Stored clean LDES can address the “seasonal mismatch” from rising summer and winter demand peaks as clean energy approaches 100% and electrification grows, LDES Council Executive Director Julia Souder, NREL’sDenholm, and others said. Storage depleted by use for extended high demand-low renewables periods in the summer or winter can be replenished by spring and fall renewables oversupplies to avoid curtailment and economic losses, they added.
Overall, LDES will be expensive, “but there is so much uncertainty” about firm resources like unproven-at-scale fossil generation with carbon capture “that comparison is speculative,” said Denholm. But some version of LDES “will be needed to achieve the 2035 target,” making investment “in demonstrations of potential technologies important now so they will be ready,” he said.
There is no need for batteries and green hydrogen to compete while policy and market design are still being shaped, and “narrowing opportunity now will miss value later,” the LDES Council’s Souder added.
Access to adequate land is a more immediate concern creating uncertainty about meeting the 2035 net zero emissions power sector goal, stakeholders agreed.
Planning for land
The 2035 goals could require new generation at “three to six times” recent growth rates, new rights-of-way for “doubling or tripling” transmission, and “new pipelines and storage for hydrogen and CO2,” DOE found.
It is “doable” by “balancing environmental protections against carbon’s impacts” on climate change, Denholm said.
Permitting language was removed from September’s Continuing Resolution on government funding (H.R. 6833), while the Federal Permitting Reform and Jobs Act (S.2324), introduced by Senator Rob Portman, R-Ohio, in 2021 to streamline the infrastructure development, has not progressed. And the still uncompleted stakeholder process at the Federal Energy Regulatory Commission to reform transmission planning includes proposals to streamline permitting. But neither get at the innovative reforms really needed, stakeholders said.

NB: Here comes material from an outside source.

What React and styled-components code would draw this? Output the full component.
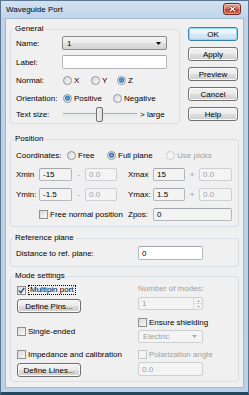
import React from "react";
import styled, { createGlobalStyle, css } from "styled-components";

const GlobalStyle = createGlobalStyle`
  html, body {
    margin: 0;
    padding: 0;
  }
  body {
    font-family: "Liberation Sans", Arial, sans-serif;
    font-size: 8px;
    color: #000;
    background: #fff;
  }
  * {
    box-sizing: border-box;
  }
`;

const Window = styled.div`
  width: 249px;
  height: 395px;
  display: flex;
  flex-direction: column;
  border: 1px solid #5c7691;
  border-bottom: 3px solid #22485b;
  background: linear-gradient(to bottom, #d3e2f2 0px, #bed3ea 18px, #bcd1e8 100%);
`;

const TitleBar = styled.div`
  height: 17px;
  flex: none;
  display: flex;
  align-items: flex-start;
  padding: 0 7px 0 5px;
`;

const Title = styled.div`
  line-height: 17px;
  white-space: nowrap;
`;

const CloseButton = styled.div`
  margin-left: auto;
  margin-top: 2px;
  width: 18px;
  height: 12px;
  border: 1px solid #6a2b20;
  border-radius: 3px;
  background: linear-gradient(to bottom, #e9a99d 0%, #d87560 45%, #c7472e 55%, #d3634a 100%);
  box-shadow: inset 0 0 0 1px rgba(255, 255, 255, 0.35);
  display: flex;
  align-items: center;
  justify-content: center;
`;

const Client = styled.div`
  flex: 1;
  margin: 0 4px 4px 4px;
  background: #f0f0f0;
  border: 1px solid #a3b8cd;
  padding: 5px 4px 0 4px;
  display: flex;
  flex-direction: column;
`;

const TopRow = styled.div`
  display: flex;
  align-items: flex-start;
`;

const Group = styled.fieldset`
  margin: ${(p) => p.$mt || 0}px 0 0 0;
  padding: 0 5px ${(p) => p.$pb || 0}px 5px;
  border: 1px solid #d5dfe5;
  border-radius: 3px;
  min-width: 0;
  width: ${(p) => (p.$w ? `${p.$w}px` : "auto")};
  flex: none;
`;

const Legend = styled.legend`
  padding: 0 2px;
  margin-left: -3px;
  height: 10px;
  line-height: 10px;
`;

const Row = styled.div`
  display: flex;
  align-items: center;
  height: ${(p) => p.$h}px;
  margin-top: ${(p) => p.$mt || 0}px;
`;

const FieldLabel = styled.span`
  width: ${(p) => (p.$w ? `${p.$w}px` : "auto")};
  flex: none;
  white-space: nowrap;
  color: ${(p) => (p.$disabled ? "#a0a0a0" : "#000")};
  padding-left: ${(p) => p.$pl || 0}px;
`;

const TextBox = styled.input`
  width: ${(p) => p.$w}px;
  height: ${(p) => p.$h || 13}px;
  margin: 0;
  padding: 0 3px;
  font: inherit;
  color: #000;
  border: 1px solid #b4b8bd;
  border-top-color: #a4a8ad;
  border-radius: 2px;
  background: ${(p) => (p.$readOnlyLook ? "#f3f3f3" : "#fff")};
  outline: none;
  &:disabled {
    color: #a0a0a0;
    background: #f4f4f4;
    border-color: #cdd0d3;
  }
`;

const Combo = styled.div`
  width: ${(p) => p.$w}px;
  height: ${(p) => p.$h}px;
  display: flex;
  align-items: center;
  padding: 0 5px 0 4px;
  border-radius: 2px;
  ${(p) =>
    p.$disabled
      ? css`
          border: 1px solid #cdd0d3;
          background: #f4f4f4;
          color: #a0a0a0;
        `
      : css`
          border: 1px solid #8a8a8a;
          background: linear-gradient(to bottom, #f4f4f4 0%, #ececec 50%, #dfdfdf 51%, #d4d4d4 100%);
          color: #000;
        `}
  svg {
    margin-left: auto;
  }
`;

const Spin = styled.div`
  width: 65px;
  height: 13px;
  display: flex;
  border: 1px solid #cdd0d3;
  border-radius: 2px;
  background: #f4f4f4;
  color: #a0a0a0;
`;

const SpinValue = styled.span`
  flex: 1;
  line-height: 11px;
  padding-left: 3px;
`;

const SpinArrows = styled.div`
  width: 9px;
  display: flex;
  flex-direction: column;
  border-left: 1px solid #d9dcdf;
`;

const SpinHalf = styled.div`
  flex: 1;
  display: flex;
  align-items: center;
  justify-content: center;
  border-bottom: ${(p) => (p.$top ? "1px solid #d9dcdf" : "none")};
`;

const Option = styled.label`
  display: flex;
  align-items: center;
  width: ${(p) => (p.$w ? `${p.$w}px` : "auto")};
  flex: none;
  white-space: nowrap;
  color: ${(p) => (p.$disabled ? "#a0a0a0" : "#000")};
`;

const RadioDot = styled.span`
  width: 9px;
  height: 9px;
  flex: none;
  margin-right: 2px;
  border-radius: 50%;
  border: 1px solid ${(p) => (p.$disabled ? "#c6c9cc" : "#8e959b")};
  background: ${(p) =>
    p.$checked
      ? "radial-gradient(circle at 50% 45%, #7cc0ee 0, #2a6db3 2.2px, #e8ecef 2.9px, #f6f7f8 100%)"
      : p.$disabled
      ? "#f4f4f4"
      : "linear-gradient(135deg, #d6d8da, #f8f9fa)"};
`;

const CheckBox = styled.span`
  width: 9px;
  height: 9px;
  flex: none;
  margin-right: 2px;
  border: 1px solid ${(p) => (p.$disabled ? "#c6c9cc" : "#8e8f8f")};
  background: ${(p) => (p.$disabled ? "#f4f4f4" : "linear-gradient(135deg, #d8d8d8, #f9f9f9)")};
  display: flex;
  align-items: center;
  justify-content: center;
`;

const FocusText = styled.span`
  border: 1px dotted #000;
  padding: 0 1px;
  line-height: 8px;
`;

const Slider = styled.div`
  position: relative;
  width: 74px;
  height: 15px;
  flex: none;
  &::before {
    content: "";
    position: absolute;
    left: 0;
    right: 0;
    top: 6px;
    height: 3px;
    border-top: 1px solid #b0b0b0;
    background: #e7eaea;
  }
`;

const Thumb = styled.div`
  position: absolute;
  left: 33px;
  top: 0;
  width: 7px;
  height: 15px;
  border: 1px solid #707070;
  border-radius: 2px;
  background: linear-gradient(to right, #f4f4f4, #dadada);
`;

const ButtonColumn = styled.div`
  margin: 3px 0 0 8px;
  display: flex;
  flex-direction: column;
  gap: 6px;
`;

const PushButton = styled.button`
  width: ${(p) => p.$w}px;
  height: 14px;
  margin: 0;
  padding: 0;
  font: inherit;
  color: #000;
  border-radius: 3px;
  border: 1px solid ${(p) => (p.$default ? "#3c7fb1" : "#707070")};
  background: ${(p) =>
    p.$default
      ? "linear-gradient(to bottom, #f2f8fc 0%, #e6f1f9 50%, #d5e7f4 51%, #c9e0f0 100%)"
      : "linear-gradient(to bottom, #f2f2f2 0%, #ebebeb 50%, #dddddd 51%, #cfcfcf 100%)"};
  box-shadow: inset 0 0 0 1px ${(p) => (p.$default ? "#8fdcf8" : "#fbfbfb")};
`;

const CoordGrid = styled.div`
  display: grid;
  grid-template-columns: 23px 33px 13px 32px 36px 32px 14px 33px;
  grid-auto-rows: 13px;
  row-gap: 7px;
  align-items: center;
  margin-top: 7px;
`;

const Sign = styled.span`
  text-align: center;
  color: #9a9a9a;
`;

const Span = styled.div`
  grid-column: ${(p) => p.$col};
  display: flex;
  align-items: center;
`;

const ModeBody = styled.div`
  display: grid;
  grid-template-columns: 122px 65px;
`;

const ModeCol = styled.div`
  display: flex;
  flex-direction: column;
  padding-left: ${(p) => p.$pl || 0}px;
`;

const Item = styled.div`
  display: flex;
  align-items: center;
  height: ${(p) => p.$h}px;
  margin-top: ${(p) => p.$mt || 0}px;
`;

const Arrow = ({ color = "#000" }) => (
  <svg width="5" height="3" viewBox="0 0 5 3">
    <path d="M0 0h5L2.5 3z" fill={color} />
  </svg>
);

const Radio = ({ label, checked, disabled, w }) => (
  <Option $w={w} $disabled={disabled}>
    <RadioDot $checked={checked} $disabled={disabled} />
    {label}
  </Option>
);

const Check = ({ children, checked, disabled, w }) => (
  <Option $w={w} $disabled={disabled}>
    <CheckBox $disabled={disabled}>
      {checked && (
        <svg width="7" height="7" viewBox="0 0 7 7">
          <path d="M0.8 3.6 L2.8 5.6 L6.2 1" fill="none" stroke="#2b4f7e" strokeWidth="1.4" />
        </svg>
      )}
    </CheckBox>
    {children}
  </Option>
);

export default function App() {
  return (
    <>
      <GlobalStyle />
      <Window>
        <TitleBar>
          <Title>Waveguide Port</Title>
          <CloseButton>
            <svg width="7" height="6" viewBox="0 0 7 6">
              <path d="M1 0.8 L6 5.2 M6 0.8 L1 5.2" stroke="#5a1e14" strokeWidth="2.4" />
              <path d="M1 0.8 L6 5.2 M6 0.8 L1 5.2" stroke="#fff" strokeWidth="1.3" />
            </svg>
          </CloseButton>
        </TitleBar>

        <Client>
          <TopRow>
            <Group $w={170} $pb={1}>
              <Legend>General</Legend>
              <Row $h={14} $mt={2}>
                <FieldLabel $w={46}>Name:</FieldLabel>
                <Combo $w={105} $h={14}>
                  1
                  <Arrow />
                </Combo>
              </Row>
              <Row $h={14} $mt={5}>
                <FieldLabel $w={46}>Label:</FieldLabel>
                <TextBox $w={105} $h={14} defaultValue="" />
              </Row>
              <Row $h={12} $mt={5}>
                <FieldLabel $w={47}>Normal:</FieldLabel>
                <Radio w={28} label="X" />
                <Radio w={26} label="Y" />
                <Radio label="Z" checked />
              </Row>
              <Row $h={12} $mt={6}>
                <FieldLabel $w={47}>Orientation:</FieldLabel>
                <Radio w={50} label="Positive" checked />
                <Radio label="Negative" />
              </Row>
              <Row $h={15} $mt={3}>
                <FieldLabel $w={47}>Text size:</FieldLabel>
                <Slider>
                  <Thumb />
                </Slider>
                <FieldLabel $pl={3}>&gt; large</FieldLabel>
              </Row>
            </Group>

            <ButtonColumn>
              <PushButton $w={50} $default>OK</PushButton>
              <PushButton $w={50}>Apply</PushButton>
              <PushButton $w={50}>Preview</PushButton>
              <PushButton $w={50}>Cancel</PushButton>
              <PushButton $w={50}>Help</PushButton>
            </ButtonColumn>
          </TopRow>

          <Group $mt={10} $pb={5}>
            <Legend>Position</Legend>
            <Row $h={11} $mt={6}>
              <FieldLabel $w={51}>Coordinates:</FieldLabel>
              <Radio w={40} label="Free" />
              <Radio w={59} label="Full plane" checked />
              <Radio label="Use picks" disabled />
            </Row>
            <CoordGrid>
              <FieldLabel>Xmin</FieldLabel>
              <TextBox $w={33} $readOnlyLook readOnly defaultValue="-15" />
              <Sign>-</Sign>
              <TextBox $w={32} disabled defaultValue="0.0" />
              <FieldLabel $pl={11}>Xmax</FieldLabel>
              <TextBox $w={32} $readOnlyLook readOnly defaultValue="15" />
              <Sign>+</Sign>
              <TextBox $w={33} disabled defaultValue="0.0" />

              <FieldLabel>Ymin:</FieldLabel>
              <TextBox $w={33} $readOnlyLook readOnly defaultValue="-1.5" />
              <Sign>-</Sign>
              <TextBox $w={32} disabled defaultValue="0.0" />
              <FieldLabel $pl={11}>Ymax:</FieldLabel>
              <TextBox $w={32} $readOnlyLook readOnly defaultValue="1.5" />
              <Sign>+</Sign>
              <TextBox $w={33} disabled defaultValue="0.0" />

              <Span $col="2 / 5">
                <Check>Free normal position</Check>
              </Span>
              <FieldLabel $pl={11}>Zpos:</FieldLabel>
              <Span $col="6 / 9">
                <TextBox $w={79} $readOnlyLook readOnly defaultValue="0" />
              </Span>
            </CoordGrid>
          </Group>

          <Group $mt={6} $pb={6}>
            <Legend>Reference plane</Legend>
            <Row $h={14} $mt={3}>
              <FieldLabel $w={122}>Distance to ref. plane:</FieldLabel>
              <TextBox $w={65} $h={14} defaultValue="0" />
            </Row>
          </Group>

          <Group $mt={4} $pb={4}>
            <Legend>Mode settings</Legend>
            <ModeBody>
              <ModeCol $pl={1}>
                <Item $h={10} $mt={4}>
                  <Check checked>
                    <FocusText>Multipin port</FocusText>
                  </Check>
                </Item>
                <Item $h={14} $mt={4}>
                  <PushButton $w={64}>Define Pins...</PushButton>
                </Item>
                <Item $h={10} $mt={13}>
                  <Check>Single-ended</Check>
                </Item>
                <Item $h={10} $mt={13}>
                  <Check>Impedance and calibration</Check>
                </Item>
                <Item $h={14} $mt={4}>
                  <PushButton $w={64}>Define Lines...</PushButton>
                </Item>
              </ModeCol>

              <ModeCol>
                <Item $h={10} $mt={2}>
                  <FieldLabel $disabled>Number of modes:</FieldLabel>
                </Item>
                <Item $h={13} $mt={4}>
                  <Spin>
                    <SpinValue>1</SpinValue>
                    <SpinArrows>
                      <SpinHalf $top>
                        <svg width="3" height="2" viewBox="0 0 3 2">
                          <path d="M0 2h3L1.5 0z" fill="#b0b0b0" />
                        </svg>
                      </SpinHalf>
                      <SpinHalf>
                        <svg width="3" height="2" viewBox="0 0 3 2">
                          <path d="M0 0h3L1.5 2z" fill="#b0b0b0" />
                        </svg>
                      </SpinHalf>
                    </SpinArrows>
                  </Spin>
                </Item>
                <Item $h={10} $mt={7}>
                  <Check>Ensure shielding</Check>
                </Item>
                <Item $h={13} $mt={3}>
                  <Combo $w={65} $h={13} $disabled>
                    Electric
                    <Arrow color="#a8a8a8" />
                  </Combo>
                </Item>
                <Item $h={10} $mt={6}>
                  <Check disabled>Polarization angle</Check>
                </Item>
                <Item $h={14} $mt={3}>
                  <TextBox $w={65} $h={14} disabled defaultValue="0.0" />
                </Item>
              </ModeCol>
            </ModeBody>
          </Group>
        </Client>
      </Window>
    </>
  );
}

Smart planning can protect “sensitive natural areas and working lands” and reach economy-wide net zero emissions cost-effectively by 2050, TNC’s Power of Place – West study agreed.
Without improved planning, the 2050 goal would require “up to 39 million acres” in the 11 studied states for new generation and transmission infrastructure and cost $260 billion, TNC’s modeling found. But with spatially specific regional, state and local planning and siting in pre-defined “priority renewable energy zones,” only 21 million acres would be needed, an almost 50% reduction, at an increased cost for all the extra siting and permitting work of only 3%, to $268 billion, it found.

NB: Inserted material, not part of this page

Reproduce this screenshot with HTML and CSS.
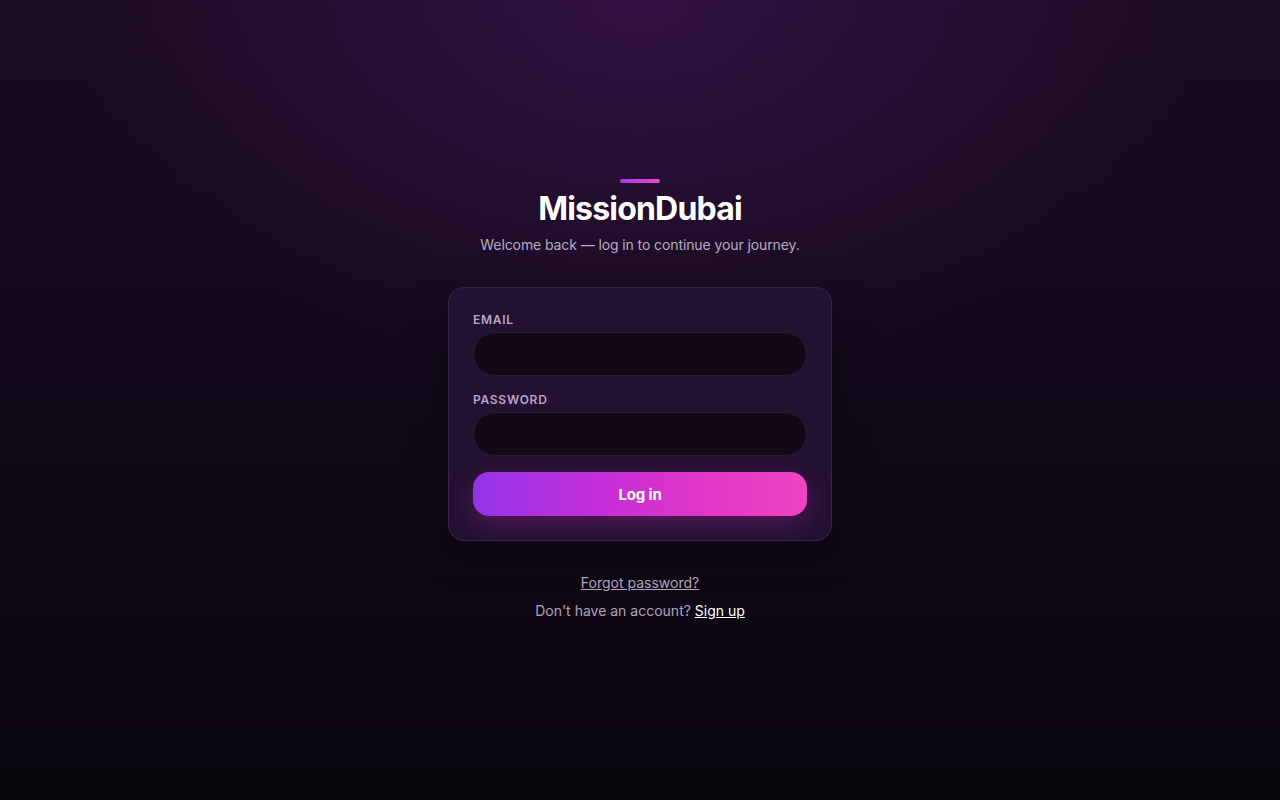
FILE: index.html
```html
<!DOCTYPE html>
<html lang="en">
<head>
<meta charset="utf-8">
<title>MissionDubai — Log in</title>
<link rel="stylesheet" href="styles.css">
</head>
<body>
<main class="page">
  <div class="wrap">
    <header class="brand">
      <span class="accent"></span>
      <h1 class="title">MissionDubai</h1>
      <p class="subtitle">Welcome back — log in to continue your journey.</p>
    </header>
    <form class="card">
      <label class="field">
        <span class="label">Email</span>
        <input class="input" type="email">
      </label>
      <label class="field">
        <span class="label">Password</span>
        <input class="input" type="password">
      </label>
      <button class="btn" type="button">Log in</button>
    </form>
    <div class="links">
      <a class="forgot" href="#">Forgot password?</a>
      <p class="signup">Don't have an account? <a href="#">Sign up</a></p>
    </div>
  </div>
</main>
</body>
</html>
```
FILE: styles.css
```css
* { box-sizing: border-box; }
html, body { margin: 0; padding: 0; }
body {
  font-family: Inter, "Noto Sans", sans-serif;
  color: #fff;
  min-height: 100vh;
  background:
    radial-gradient(ellipse 560px 380px at 50% 0%, rgba(58, 20, 78, 0.75), rgba(58, 20, 78, 0) 100%),
    linear-gradient(180deg, #1b0b23 0%, #140a1b 45%, #09060e 100%);
}
.page {
  min-height: 100vh;
  display: flex;
  align-items: center;
  justify-content: center;
}
.wrap {
  width: 384px;
  display: flex;
  flex-direction: column;
  align-items: stretch;
}
.brand {
  display: flex;
  flex-direction: column;
  align-items: center;
  text-align: center;
}
.accent {
  width: 40px;
  height: 4px;
  border-radius: 2px;
  background: linear-gradient(90deg, #a23be6, #ec4ac4);
}
.title {
  margin: 6px 0 0;
  font-size: 32px;
  line-height: 40px;
  font-weight: 700;
  letter-spacing: -0.025em;
  color: #fff;
}
.subtitle {
  margin: 6px 0 0;
  font-size: 14px;
  line-height: 20px;
  letter-spacing: -0.1px;
  color: #b9a9c5;
}
.card {
  margin-top: 32px;
  padding: 24px;
  border-radius: 16px;
  background: #221131;
  border: 1px solid #3a2450;
  display: flex;
  flex-direction: column;
  gap: 16px;
  box-shadow: 0 10px 40px rgba(0, 0, 0, 0.25);
}
.field {
  display: flex;
  flex-direction: column;
  gap: 4px;
}
.label {
  font-size: 12px;
  line-height: 16px;
  font-weight: 600;
  letter-spacing: 0.06em;
  text-transform: uppercase;
  color: #b8a4c5;
}
.input {
  height: 44px;
  border-radius: 22px;
  background: #120914;
  border: 1px solid #2c1a3a;
  color: #fff;
  padding: 0 16px;
  font: inherit;
  outline: none;
}
.btn {
  height: 44px;
  border: 0;
  border-radius: 16px;
  background: linear-gradient(90deg, #9334ea 0%, #c72fd6 40%, #e236c4 70%, #f043c3 100%);
  color: #fff;
  font-family: inherit;
  font-size: 15px;
  font-weight: 700;
  letter-spacing: -0.01em;
  box-shadow: 0 8px 24px rgba(220, 50, 190, 0.28);
  cursor: pointer;
}
.links {
  margin-top: 32px;
  display: flex;
  flex-direction: column;
  align-items: center;
  gap: 8px;
  font-size: 14px;
  line-height: 20px;
}
.forgot {
  color: #b3a3bf;
  text-decoration: underline;
}
.signup {
  margin: 0;
  color: #b3a3bf;
}
.signup a {
  color: #fff;
  text-decoration: underline;
}
```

Though made separately, TNC’s projections would likely represent a significant portion of the $330 billion to $740 billion in infrastructure development costs projected by NREL to achieve net zero emissions in 2035.
TNC identified where reconductoring upgrades and use of rights-of-way can meet half the new capacity needed for those states. That would limit additional land needed for rights-of-way for 16 GW of additional transmission capacity to 6,259 miles, only a 7% to 8% increase over current land used for the West’s 86,000 miles of transmission lines. Solar can be planned safely away from wildlife corridors and wind can be built offshore, it added.
Elements of TNC’s planning approach can accelerate development of Southwestern solar, Midwestern onshore wind, East Coast offshore wind, and inter-regional transmission nationally, agreed Natural Resources Defense Council Senior Renewable Energy Policy Analyst Nathanael Greene.
At least eight IRA provisions providing over $1.5 billion to under-resourced and understaffed federal permitting agencies can allow improved planning to streamline environmental reviews, Greene added.
“Local community opposition is real and will likely continue to make siting and permitting a challenge,” but might be addressable, said University of Notre Dame Associate Professor of Sustainable Energy Policy Emily Grubert, who has worked with federal agencies on related issues.
To earn a community’s trust, development proposals “should explain why a project is needed, why the community’s resources are needed, and how the community can benefit,” Grubert said. They should also “assure the community its concerns have been heard and it will be protected,” she added.
DOE’s formal Community Benefits Agreements, which are used for new infrastructure development and stipulate the benefits a developer will deliver for the community, “could also have a powerful impact on streamlining siting and permitting,” Grubert said.
“No project should go ahead without a Community Benefit Agreement to assure real benefits for the host community,” agreed NRDC’s Greene. But in many places, “political polarization has turned reasonable project development questions into obstructive, misinformation campaigns,” Greene said. “Overcoming that will take a lot of work,” he added.
“People, especially in smaller communities, can get very passionate, and even exchange death threats, which shows how important and undervalued trust is,” Grubert agreed.
Long term planning in California and across the country must now focus on accelerating clean energy deployment because “the IRA has shifted the ground underneath us,” White said. It has turned new resource procurement into “an affordability strategy” because “the sooner low-cost clean resources are online, the sooner natural gas prices coming out of rates will allow customer bills to come down,” he added.
U.S. power system planning “still relies too heavily on natural gas,” which was the “root cause” of the February 2021 Texas outages, NREL’s Denholm agreed. “Not enough planning today addresses the changing peaks across seasons and times of day that will come with electrification” and “the need for transmission even where siting and permitting are barriers,” he added.
But the DOE study’s most critical finding “is that right now the answer is ‘yes’ to building any possible solar, wind, storage and transmission project as quickly possible to meet the national goals,” he said.